When I worked in an operating room, there was only one kind of patient we didn’t require a consent form from – medical emergencies. If they were unresponsive, we did all that we could to save their lives (and if they wanted to yell at us for something later, we would take solace in the fact that they were alive to be unhappy with us). Every other patient had to have a consent form on file, and was asked by no less than 3 people what procedure they were there for.
And it’s because we were about to inflict a measure of pain on them in order to heal them. Surgery is inflicting harm on someone for the purpose of healing someone overall.
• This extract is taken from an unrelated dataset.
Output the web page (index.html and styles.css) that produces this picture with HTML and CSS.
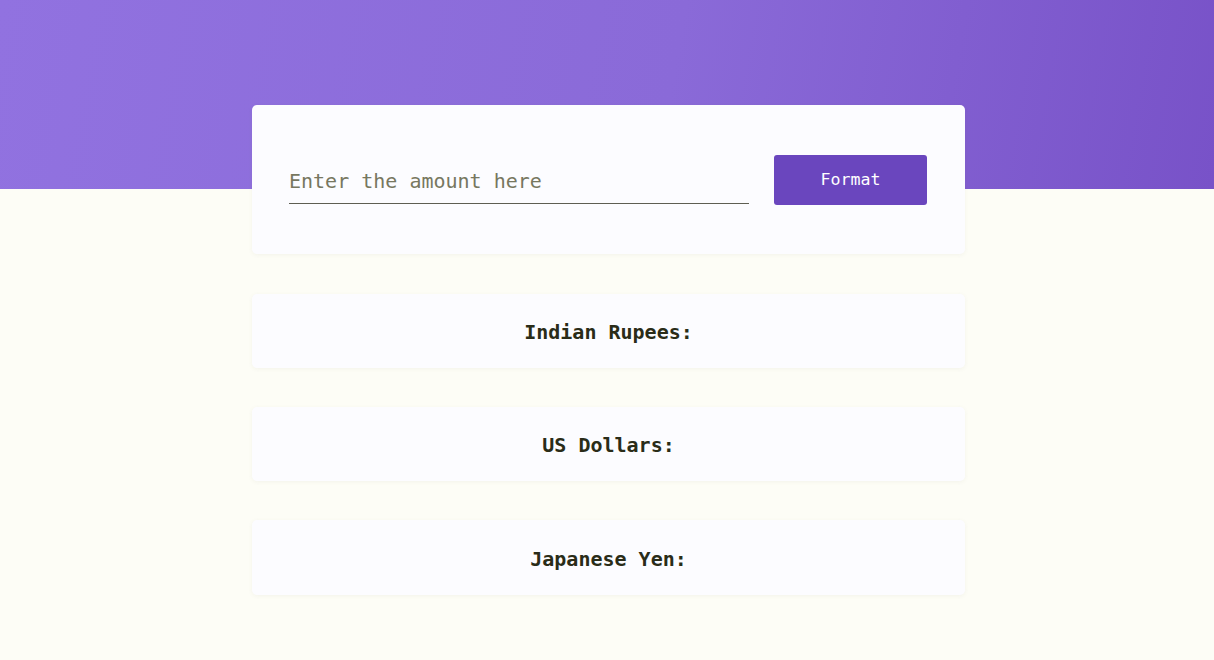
FILE: index.html
```html
<!DOCTYPE html>
<html lang="en">
<head>
<meta charset="utf-8">
<title>Currency Formatter</title>
<link rel="stylesheet" href="styles.css">
</head>
<body>
<div class="band"></div>
<main class="container">
  <section class="card form-card">
    <input class="amount" type="text" placeholder="Enter the amount here">
    <button class="format-btn" type="button">Format</button>
  </section>
  <section class="card result-card"><h2 class="label">Indian Rupees:</h2></section>
  <section class="card result-card"><h2 class="label">US Dollars:</h2></section>
  <section class="card result-card"><h2 class="label">Japanese Yen:</h2></section>
</main>
</body>
</html>
```
FILE: styles.css
```css
* { box-sizing: border-box; }
html, body { margin: 0; padding: 0; }
body {
  background: #fdfdf6;
  font-family: "DejaVu Sans Mono", "Liberation Mono", monospace;
  min-height: 660px;
  position: relative;
}
.band {
  height: 189px;
  background: linear-gradient(100deg, #9172e0 0%, #8a6ad8 55%, #7852c8 100%);
}
.container {
  width: 713px;
  margin: -84px 0 0 252px;
  display: flex;
  flex-direction: column;
  gap: 40px;
  position: relative;
}
.card {
  background: #fcfcff;
  border-radius: 5px;
  box-shadow: 0 1px 4px rgba(120, 120, 90, 0.07);
}
.form-card {
  height: 149px;
  padding: 0 38px 0 37px;
  display: flex;
  align-items: center;
  gap: 25px;
}
.amount {
  flex: 0 0 460px;
  height: 48px;
  margin-top: 1px;
  border: none;
  border-bottom: 1.5px solid #5e5e52;
  background: transparent;
  font-family: "DejaVu Sans Mono", monospace;
  font-size: 20px;
  color: #333;
  padding: 2px 0 0;
  outline: none;
}
.amount::placeholder { color: #777760; }
.format-btn {
  width: 153px;
  height: 50px;
  border: none;
  border-radius: 3px;
  background: #6a46be;
  color: #fff;
  font-family: "DejaVu Sans Mono", monospace;
  font-size: 16.6px;
  padding-top: 1px;
  cursor: pointer;
}
.result-card {
  height: 74px;
  display: flex;
  align-items: center;
  justify-content: center;
}
.result-card:last-child { height: 75px; }
.result-card + .result-card { margin-top: -1px; }
.label {
  margin: 0;
  padding: 2px 0 0;
  font-size: 20px;
  font-weight: bold;
  color: #2a2c18;
}
```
But there is an initial period of pain as the patient recovers.
There is a story in the gospel of John that involves Christ getting the man’s consent to perform a miracle on them (I’m going to call him Tim). Tim had been paralyzed for 38 years when Jesus walks by one day and pauses to ask him one of the most (seemingly) out of touch questions possible:
“Do you want to get well?”
For a long time, that question confused me. You would think that an all-knowing God, who has already healed scores of people, would know the answer to this question. Except Jesus wasn’t asking because He didn’t know the answer. Jesus was asking to make sure Tim knew the answer.
Tim had spent nearly 4 decades in one lifestyle. He had gotten used to begging. He knew the people around him. Tim had gotten used to the life he was living. And even though it wasn’t the nicest life, it was the one Tim had known. And being healed would change that for Tim. He would no longer have the same life he had before.
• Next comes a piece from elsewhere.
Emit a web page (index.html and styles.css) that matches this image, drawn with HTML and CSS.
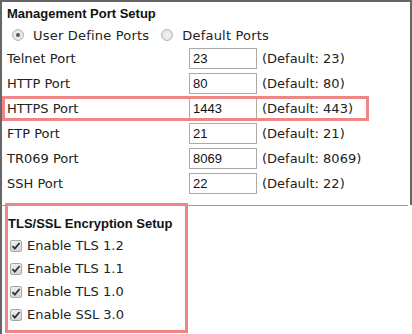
FILE: index.html
```html
<!DOCTYPE html>
<html>
<head>
    <title>Management Port Setup</title>
    <meta name="viewport" content="width=device-width, initial-scale=1.0">
    <link rel="stylesheet" href="styles.css">
</head>
<body>
    <div class="ports">
        <h2>Management Port Setup</h2>
        <div class="radios">
            <label class="opt"><span class="radio checked"></span>User Define Ports</label>
            <label class="opt"><span class="radio"></span>Default Ports</label>
        </div>
        <div class="row"><span class="lbl">Telnet Port</span><input class="port" value="23"><span class="def">(Default: 23)</span></div>
        <div class="row"><span class="lbl">HTTP Port</span><input class="port" value="80"><span class="def">(Default: 80)</span></div>
        <div class="row mark"><span class="lbl">HTTPS Port</span><input class="port" value="1443"><span class="def">(Default: 443)</span></div>
        <div class="row"><span class="lbl">FTP Port</span><input class="port" value="21"><span class="def">(Default: 21)</span></div>
        <div class="row"><span class="lbl">TR069 Port</span><input class="port" value="8069"><span class="def">(Default: 8069)</span></div>
        <div class="row"><span class="lbl">SSH Port</span><input class="port" value="22"><span class="def">(Default: 22)</span></div>
    </div>
    <div class="lower">
        <div class="tls">
            <h2>TLS/SSL Encryption Setup</h2>
            <label class="check"><span class="cb"><svg viewBox="0 0 12 12" width="12" height="12"><path d="M2.5 6.2 L4.8 8.6 L9.6 3" fill="none" stroke="#333" stroke-width="1.8"/></svg></span>Enable TLS 1.2</label>
            <label class="check"><span class="cb"><svg viewBox="0 0 12 12" width="12" height="12"><path d="M2.5 6.2 L4.8 8.6 L9.6 3" fill="none" stroke="#333" stroke-width="1.8"/></svg></span>Enable TLS 1.1</label>
            <label class="check"><span class="cb"><svg viewBox="0 0 12 12" width="12" height="12"><path d="M2.5 6.2 L4.8 8.6 L9.6 3" fill="none" stroke="#333" stroke-width="1.8"/></svg></span>Enable TLS 1.0</label>
            <label class="check"><span class="cb"><svg viewBox="0 0 12 12" width="12" height="12"><path d="M2.5 6.2 L4.8 8.6 L9.6 3" fill="none" stroke="#333" stroke-width="1.8"/></svg></span>Enable SSL 3.0</label>
        </div>
    </div>
</body>
</html>
```

FILE: styles.css
```css
body {
    margin: 0;
    width: 412px;
    height: 334px;
    overflow: hidden;
    background: white;
    font-family: "DejaVu Sans", Verdana, sans-serif;
    font-size: 13px;
    color: #222;
}
h2 {
    margin: 0;
    height: 20px;
    line-height: 20px;
    font-family: "Liberation Sans", Arial, sans-serif;
    font-size: 13px;
    font-weight: bold;
    color: #111;
}
.ports {
    border: 2px solid #666;
    border-bottom: none;
    height: 205px;
    box-sizing: border-box;
    padding: 2px 0 0 5px;
}
.radios {
    display: flex;
    align-items: center;
    height: 22px;
    padding-left: 5px;
}
.opt {
    display: flex;
    align-items: center;
    margin-right: 12px;
    letter-spacing: 0.2px;
}
.radio {
    width: 12px;
    height: 12px;
    box-sizing: border-box;
    border: 1px solid #b5b5b5;
    border-radius: 50%;
    background: radial-gradient(circle, #f4f4f4 0%, #dcdcdc 100%);
    margin-right: 9px;
    display: flex;
    align-items: center;
    justify-content: center;
}
.radio.checked::after {
    content: "";
    width: 4px;
    height: 4px;
    border-radius: 50%;
    background: #555;
}
.row {
    display: flex;
    align-items: center;
    height: 25px;
}
.row.mark {
    width: 367px;
    margin-left: -5px;
    padding-left: 5px;
    box-sizing: border-box;
    outline: 3px solid #ef8585;
    outline-offset: -3px;
}
.lbl {
    width: 182px;
}
.port {
    width: 68px;
    height: 21px;
    box-sizing: border-box;
    border: 1px solid #aaa;
    padding: 0 0 0 3px;
    margin: 0 5px 0 0;
    font-family: "Liberation Sans", Arial, sans-serif;
    font-size: 13px;
    color: #111;
    outline: none;
}
.def {
    white-space: nowrap;
}
.lower {
    border-left: 2px solid #666;
    border-top: 1px solid #9a9a9a;
    margin-right: 4px;
    height: 128px;
}
.tls {
    margin: -3px 0 0 3px;
    width: 183px;
    height: 130px;
    box-sizing: border-box;
    border: 3px solid #ef8585;
    padding: 8px 0 0 0;
    background: white;
}
.check {
    display: flex;
    align-items: center;
    height: 23px;
    padding-left: 2px;
}
.cb {
    width: 12px;
    height: 12px;
    box-sizing: border-box;
    border: 1px solid #a8a8a8;
    border-radius: 2px;
    background: linear-gradient(#eee, #d6d6d6);
    margin-right: 5px;
    display: flex;
}
.cb svg {
    margin: -1px;
}
```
Christ is making sure that Tim knows that there is a cost to being healed. Tim’s old life will be gone. And it was going to hurt.
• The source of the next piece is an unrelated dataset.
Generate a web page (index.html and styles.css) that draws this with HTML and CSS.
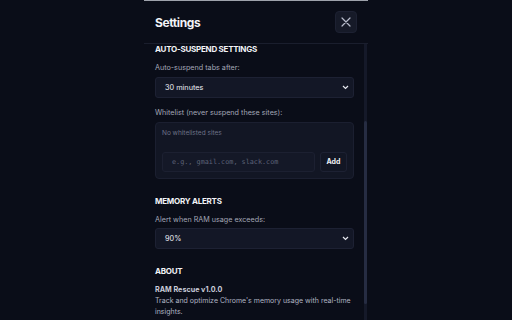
FILE: index.html
```html
<!DOCTYPE html>
<html>
<head>
<meta charset="utf-8">
<link rel="stylesheet" href="styles.css">
</head>
<body>
<div class="panel">
  <div class="topline"></div>
  <header class="header">
    <h1 class="title">Settings</h1>
    <button class="close" aria-label="Close">
      <svg width="10" height="10" viewBox="0 0 10 10"><path d="M1 1L9 9M9 1L1 9" stroke="#b8bccb" stroke-width="1.2" stroke-linecap="round"/></svg>
    </button>
  </header>
  <div class="body">
    <div class="content">
      <section class="section">
        <h2 class="heading">Auto-Suspend Settings</h2>
        <label class="label">Auto-suspend tabs after:</label>
        <div class="select"><span>30 minutes</span>
          <svg width="7" height="5" viewBox="0 0 7 5"><path d="M1 1L3.5 3.5L6 1" stroke="#e6e8ef" stroke-width="1.2" fill="none"/></svg>
        </div>
        <label class="label label-gap">Whitelist (never suspend these sites):</label>
        <div class="whitelist">
          <div class="empty">No whitelisted sites</div>
          <div class="addrow">
            <div class="input">e.g., gmail.com, slack.com</div>
            <button class="add">Add</button>
          </div>
        </div>
      </section>
      <section class="section">
        <h2 class="heading">Memory Alerts</h2>
        <label class="label">Alert when RAM usage exceeds:</label>
        <div class="select"><span>90%</span>
          <svg width="7" height="5" viewBox="0 0 7 5"><path d="M1 1L3.5 3.5L6 1" stroke="#e6e8ef" stroke-width="1.2" fill="none"/></svg>
        </div>
      </section>
      <section class="section">
        <h2 class="heading">About</h2>
        <div class="app">RAM Rescue v1.0.0</div>
        <p class="desc">Track and optimize Chrome's memory usage with real-time insights.</p>
      </section>
    </div>
    <div class="scrollbar"><div class="thumb"></div></div>
  </div>
</div>
</body>
</html>
```
FILE: styles.css
```css
* { box-sizing: border-box; }
html, body { margin: 0; padding: 0; }
body {
  background: #0a0d18;
  font-family: "Inter", "Liberation Sans", sans-serif;
  color: #e6e8ef;
  width: 512px;
  height: 320px;
  overflow: hidden;
}
.panel {
  width: 224px;
  margin-left: 144px;
  display: flex;
  flex-direction: column;
  height: 320px;
}
.topline {
  height: 1px;
  background: #9ea2ab;
}
.header {
  height: 43px;
  display: flex;
  align-items: center;
  justify-content: space-between;
  padding: 0 11px 0 11px;
  border-bottom: 1px solid #1a1e2d;
}
.title {
  margin: 0;
  font-size: 12px;
  font-weight: 700;
  color: #f2f3f7;
  letter-spacing: -0.4px;
}
.close {
  width: 22px;
  height: 22px;
  border-radius: 4px;
  background: #161a28;
  border: 1px solid #1d2132;
  display: flex;
  align-items: center;
  justify-content: center;
  padding: 0;
}
.body {
  flex: 1;
  display: flex;
  min-height: 0;
}
.content {
  flex: 1;
  padding: 0 10px 0 11px;
  overflow: hidden;
}
.scrollbar {
  width: 3px;
  margin-right: 1px;
  background: #151929;
  padding-top: 77px;
  padding-bottom: 16px;
  display: flex;
}
.thumb {
  flex: 1;
  background: #262c42;
  border-radius: 2px;
}
.section { margin-bottom: 17px; }
.heading {
  margin: 0;
  font-size: 8px;
  font-weight: 700;
  text-transform: uppercase;
  color: #f2f3f7;
  letter-spacing: -0.25px;
  line-height: 11px;
}
.label {
  display: block;
  margin-top: 8px;
  font-size: 7.2px;
  color: #a3a7b7;
  line-height: 10px;
}
.label-gap { margin-top: 10px; }
.select {
  margin-top: 3.5px;
  height: 21px;
  background: #131726;
  border: 1px solid #1d2133;
  border-radius: 3px;
  display: flex;
  align-items: center;
  justify-content: space-between;
  padding: 0 4px 0 9px;
  font-size: 7.3px;
  color: #eceef4;
}
.whitelist {
  margin-top: 4px;
  background: #121624;
  border: 1px solid #1b1f30;
  border-radius: 4px;
  padding: 6px 6px 6px 6px;
}
.empty {
  font-size: 6.5px;
  color: #6e7388;
  line-height: 9px;
}
.addrow {
  margin-top: 14px;
  display: flex;
  gap: 5px;
}
.input {
  flex: 1;
  height: 20px;
  background: #141827;
  border: 1px solid #1c2031;
  border-radius: 3px;
  display: flex;
  align-items: center;
  padding-left: 9px;
  font-family: "DejaVu Sans Mono", "Liberation Mono", monospace;
  font-size: 6.8px;
  color: #5d6277;
}
.add {
  width: 27px;
  height: 20px;
  background: #121624;
  border: 1px solid #1d2133;
  border-radius: 3px;
  font-family: "Inter", "Liberation Sans", sans-serif;
  font-size: 7px;
  font-weight: 700;
  color: #f2f3f7;
  padding: 0;
}
.app {
  margin-top: 7px;
  font-size: 7.2px;
  font-weight: 700;
  color: #c9ccd8;
  line-height: 11px;
}
.desc {
  margin: 0;
  font-size: 7px;
  color: #b0b4c3;
  line-height: 11px;
}
```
If Christians were honest, we’d admit that we don’t always like being a follower of Christ. Sometimes it hurts. I’ve been on this journey for the better part of twenty years now, and there are still times I feel Christ asking me if ‘I want to get well?’
Which implies I’m not well. It implies that I still have room to grow. It implies that something else is yet to come, and it will be difficult. And I think ‘I really wanted to be done with this that first time, when I prayed at the altar.’
But then I remember that I have the best doctor in the world offering to walk me through this healing and recovery process. I remember that I live in a fallen and broken world, which is constantly injuring us, which means we need a great physician. And painful as it may be, in the end, I will be healthier than I was before.